By and by came an answer to their cries, and a glimmer of light showed in the darkness. It was the lad with the lantern. As she had surmised, he had failed in his mission. She moved swiftly to the river, splashed into the water, and, reaching the canoe, threw back the cover under which the men were sleeping, and routed them out, dazed and shamefaced. So skilful, however, was she in managing these dusky giants that in a short time, weary as they were, they were working good-humouredly at the boxes. With the assistance of the slaves who came on the scene they transferred what was needed to Ekenge, and by midnight she felt that the worst was over.
Sunday did not find her in more cheerful mood. Her tired limbs refused to move, and wounds she had been unconscious of in the excitement of the journey made themselves felt, while her feet were in such a state that for six weeks afterwards she was unable to wear boots. Whether it was the persistent rain and the mud and the weariness and the squalid surroundings, or the fact that the tribe she had come to civilise and evangelise were given over to the service of the devil, or that her faith had weakened, or whether it was all of these together, her first Sunday in Okoyong was one of the saddest she ever experienced. More than once she was on the verge of tears.

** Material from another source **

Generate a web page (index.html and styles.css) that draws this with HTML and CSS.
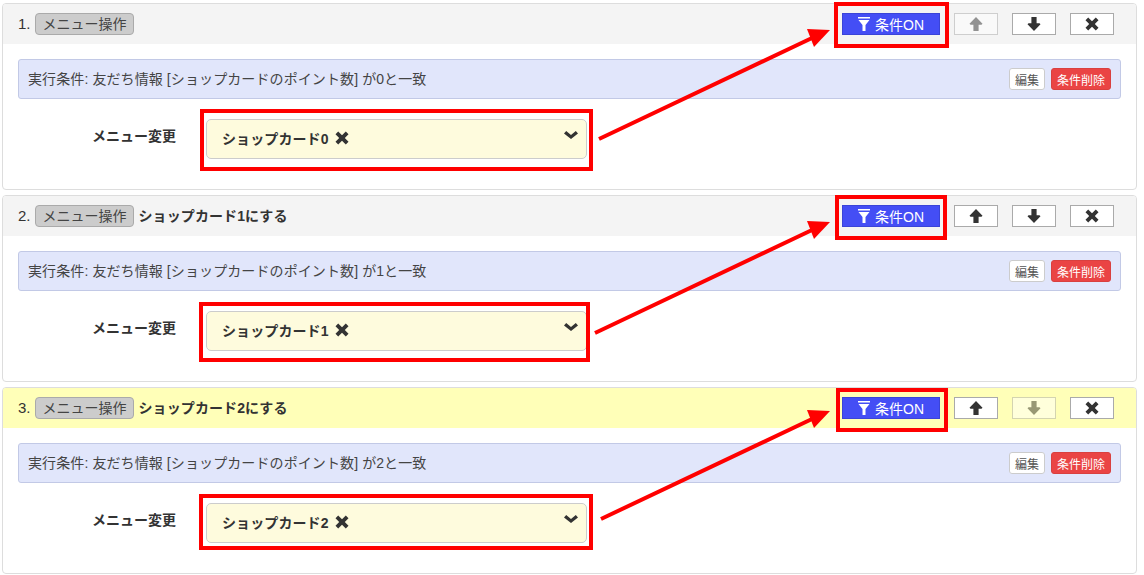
FILE: index.html
```html
<!DOCTYPE html>
<html lang="ja">
<head>
    <meta charset="UTF-8">
    <meta name="viewport" content="width=device-width, initial-scale=1.0">
    <title>アクション設定</title>
    <link rel="stylesheet" href="styles.css">
</head>
<body>
    <svg class="icon-defs" width="0" height="0">
        <symbol id="i-filter" viewBox="0 0 12 14"><path d="M0 0h12v1.500H0zM.5 3h11L7.500 8V14H4.500V8z"/></symbol>
        <symbol id="i-up" viewBox="0 0 14 14"><path d="M7 0l6.500 6.800-1 1H9.600V14H4.400V7.800H1.500l-1-1z"/></symbol>
        <symbol id="i-down" viewBox="0 0 14 14"><path d="M7 14L.5 7.200l1-1h2.900V0h5.200v6.200h2.900l1 1z"/></symbol>
        <symbol id="i-x" viewBox="0 0 14 14"><path d="M3.200 .5L7 4.200 10.800 .5 13.500 3.200 9.800 7 13.500 10.800 10.800 13.500 7 9.800 3.200 13.500 .5 10.800 4.200 7 .5 3.200z"/></symbol>
        <symbol id="i-chevron" viewBox="0 0 14 8"><path d="M2.200 0L7 4 11.800 0 14 2.400 7 8 0 2.400z"/></symbol>
    </svg>

    <div class="action-list">
        <section class="card">
            <header class="card-head">
                <div class="head-title">
                    <span class="head-no">1.</span>
                    <span class="badge">メニュー操作</span>
                </div>
                <div class="head-tools">
                    <button class="btn-cond"><svg class="ic ic-filter"><use href="#i-filter"/></svg><span class="cond-label">条件ON</span></button>
                    <button class="btn-tool" disabled><svg class="ic"><use href="#i-up"/></svg></button>
                    <button class="btn-tool"><svg class="ic"><use href="#i-down"/></svg></button>
                    <button class="btn-tool"><svg class="ic"><use href="#i-x"/></svg></button>
                </div>
            </header>
            <div class="card-body">
                <div class="cond-bar">
                    <span class="cond-text">実行条件: 友だち情報 [ショップカードのポイント数] が0と一致</span>
                    <div class="cond-tools">
                        <button class="btn-edit">編集</button>
                        <button class="btn-del">条件削除</button>
                    </div>
                </div>
                <div class="form-row">
                    <label class="form-label">メニュー変更</label>
                    <div class="select-box">
                        <span class="select-value">ショップカード0<svg class="ic ic-clear"><use href="#i-x"/></svg></span>
                        <svg class="ic-chevron"><use href="#i-chevron"/></svg>
                    </div>
                </div>
            </div>
        </section>

        <section class="card">
            <header class="card-head">
                <div class="head-title">
                    <span class="head-no">2.</span>
                    <span class="badge">メニュー操作</span>
                    <b class="head-name">ショップカード1にする</b>
                </div>
                <div class="head-tools">
                    <button class="btn-cond"><svg class="ic ic-filter"><use href="#i-filter"/></svg><span class="cond-label">条件ON</span></button>
                    <button class="btn-tool"><svg class="ic"><use href="#i-up"/></svg></button>
                    <button class="btn-tool"><svg class="ic"><use href="#i-down"/></svg></button>
                    <button class="btn-tool"><svg class="ic"><use href="#i-x"/></svg></button>
                </div>
            </header>
            <div class="card-body">
                <div class="cond-bar">
                    <span class="cond-text">実行条件: 友だち情報 [ショップカードのポイント数] が1と一致</span>
                    <div class="cond-tools">
                        <button class="btn-edit">編集</button>
                        <button class="btn-del">条件削除</button>
                    </div>
                </div>
                <div class="form-row">
                    <label class="form-label">メニュー変更</label>
                    <div class="select-box">
                        <span class="select-value">ショップカード1<svg class="ic ic-clear"><use href="#i-x"/></svg></span>
                        <svg class="ic-chevron"><use href="#i-chevron"/></svg>
                    </div>
                </div>
            </div>
        </section>

        <section class="card card-active">
            <header class="card-head">
                <div class="head-title">
                    <span class="head-no">3.</span>
                    <span class="badge">メニュー操作</span>
                    <b class="head-name">ショップカード2にする</b>
                </div>
                <div class="head-tools">
                    <button class="btn-cond"><svg class="ic ic-filter"><use href="#i-filter"/></svg><span class="cond-label">条件ON</span></button>
                    <button class="btn-tool"><svg class="ic"><use href="#i-up"/></svg></button>
                    <button class="btn-tool" disabled><svg class="ic"><use href="#i-down"/></svg></button>
                    <button class="btn-tool"><svg class="ic"><use href="#i-x"/></svg></button>
                </div>
            </header>
            <div class="card-body">
                <div class="cond-bar">
                    <span class="cond-text">実行条件: 友だち情報 [ショップカードのポイント数] が2と一致</span>
                    <div class="cond-tools">
                        <button class="btn-edit">編集</button>
                        <button class="btn-del">条件削除</button>
                    </div>
                </div>
                <div class="form-row">
                    <label class="form-label">メニュー変更</label>
                    <div class="select-box">
                        <span class="select-value">ショップカード2<svg class="ic ic-clear"><use href="#i-x"/></svg></span>
                        <svg class="ic-chevron"><use href="#i-chevron"/></svg>
                    </div>
                </div>
            </div>
        </section>
    </div>

    <!-- red annotations drawn on top of the screenshot -->
    <svg class="marks" width="1144" height="575" viewBox="0 0 1144 575">
        <g fill="none" stroke="#f00" stroke-width="4">
            <rect x="202" y="111" width="389" height="58"/>
            <rect x="836" y="4" width="111" height="42"/>
            <rect x="201" y="304" width="387" height="56"/>
            <rect x="837" y="197" width="108" height="41"/>
            <rect x="201" y="496" width="390" height="52"/>
            <rect x="838" y="390" width="108" height="40"/>
            <path d="M599 139L812 38M595 333L812 230M601 519L812 419"/>
        </g>
        <g fill="#f00">
            <path d="M830 30L807 29 L814 47z"/>
            <path d="M830 222L807 221 L814 239z"/>
            <path d="M830 411L807 410 L814 428z"/>
        </g>
    </svg>
</body>
</html>
```

FILE: styles.css
```css
* {
    box-sizing: border-box;
}

body {
    margin: 0;
    font-family: "Liberation Sans", "Noto Sans CJK JP", sans-serif;
    font-size: 14px;
    color: #333;
    background: #fff;
}

.icon-defs {
    position: absolute;
}

.marks {
    position: absolute;
    top: 0;
    left: 0;
    pointer-events: none;
}

.action-list {
    display: flex;
    flex-direction: column;
    gap: 5px;
    padding: 3px 7px 0 2px;
}

.card {
    height: 187px;
    border: 1px solid #ddd;
    border-radius: 4px;
    overflow: hidden;
    background: #fff;
}

.card-head {
    display: flex;
    justify-content: space-between;
    align-items: center;
    height: 40px;
    padding: 0 22px 0 15px;
    background: #f4f4f4;
}

.card-active .card-head {
    background: #ffffb8;
}

.head-title {
    display: flex;
    align-items: center;
    gap: 4px;
    margin-top: -1px;
}

.head-no {
    font-size: 15px;
}

.head-name {
    margin: -2px 0 0 1px;
    letter-spacing: 0.1px;
}

.badge {
    padding: 0 6px 0 7px;
    height: 22px;
    line-height: 20px;
    border: 1px solid #aaa;
    border-radius: 4px;
    background: #ccc;
    color: #444;
}

.head-tools {
    display: flex;
    gap: 14px;
}

button {
    font-family: inherit;
    padding: 0;
}

.btn-cond {
    display: flex;
    justify-content: center;
    align-items: center;
    gap: 5px;
    width: 98px;
    height: 22px;
    border: 1px solid #3a44d8;
    background: #444ef5;
    color: #fff;
    font-size: 14px;
}

.cond-label {
    margin-top: -1px;
}

.btn-tool {
    display: flex;
    justify-content: center;
    align-items: center;
    width: 44px;
    height: 22px;
    border: 1px solid #aaa;
    background: #fff;
    color: #333;
}

.btn-tool:disabled {
    opacity: 0.5;
}

.ic {
    width: 14px;
    height: 14px;
    fill: currentColor;
}

.ic-filter {
    width: 12px;
    height: 14px;
}

.card-body {
    padding: 15px 15px 0;
}

.cond-bar {
    display: flex;
    justify-content: space-between;
    align-items: center;
    height: 40px;
    padding: 0 9px;
    border: 1px solid #c2c9e6;
    border-radius: 3px;
    background: #e1e6fb;
    color: #444;
}

.cond-text {
    margin-top: -3px;
    letter-spacing: 0.1px;
}

.cond-tools {
    display: flex;
    gap: 6px;
}

.btn-edit,
.btn-del {
    height: 22px;
    border-radius: 3px;
    font-size: 12px;
}

.btn-edit {
    width: 36px;
    border: 1px solid #ccc;
    background: #fff;
    color: #555;
}

.btn-del {
    width: 60px;
    border: 1px solid #d9403f;
    background: #ea4444;
    color: #fff;
}

.form-row {
    display: flex;
    margin-top: 20px;
}

.form-label {
    width: 158px;
    padding-top: 6px;
    text-align: right;
    font-weight: bold;
}

.select-box {
    display: flex;
    justify-content: space-between;
    width: 381px;
    height: 40px;
    margin-left: 30px;
    padding: 0 8px 0 15px;
    border: 1px solid #ccc;
    border-radius: 5px;
    background: #fefbdd;
}

.select-value {
    display: flex;
    align-items: center;
    gap: 6px;
    padding-bottom: 3px;
    font-weight: bold;
    letter-spacing: 0.1px;
}

.ic-clear {
    width: 14px;
    height: 14px;
    margin-top: 1px;
}

.ic-chevron {
    width: 14px;
    height: 8px;
    margin-top: 11px;
    fill: #333;
}
```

And yet she was eager to begin work. Prudence, however, held her back from visiting the scene of debauchery at Ifako. A few women had come home with fractious babies, or to procure more food for the revellers, and gathering these about her she held a little service, telling them in her simple and direct way the story of the Christ who came from the Unseen to make their lives sweeter and happier.
It was the first faint gleam of a better day for Okoyong.
IV. FACING AN ANGRY MOB
The room allotted to Mary was one of those in the women's yard or harem of Edem the chief, and had been previously used by a free wife, who had left its mud floor and mud walls in a filthy state. At one entrance she caused a door to be hung, while a hole was made in the wall and a window frame fitted in. The work was rude and gaps yawned round the sides, but she ensured sufficient privacy by draping them with bedcovers. The absence of the villagers at Ifako gave her time to complete the work, and with her own hands she filled in the spaces with mud. She also cleared a portion of the ground set apart for her and circled it with a fence, and within this did her washing. But soon there were calls upon her.
"He took a little child and set him in the midst." Her work began with a child. In a fight between Okoyong and Calabar a man of Ekenge had been beheaded. His head was recovered and sent home, thus removing the disgrace, but his wife did not survive the shock, and left a baby girl, which was now brought to Mary. It had been fed on a little water, palm oil, and cane juice, and looked less like an infant than a half- boiled chicken. Its appearance provoked mirth in the yard, but she stooped down and lifted it and took it to her heart, resolving to give it a double share of the care and comfort of which it had been defrauded. As she carried it about in her arms, or sat with it in her lap, she was regarded with a kind of amused astonishment. But the old grandmother came and blessed her. At first the child rallied to the new treatment: it grew human-like: sometimes Mary thought it looked bonnie: but in a few days it drooped and died.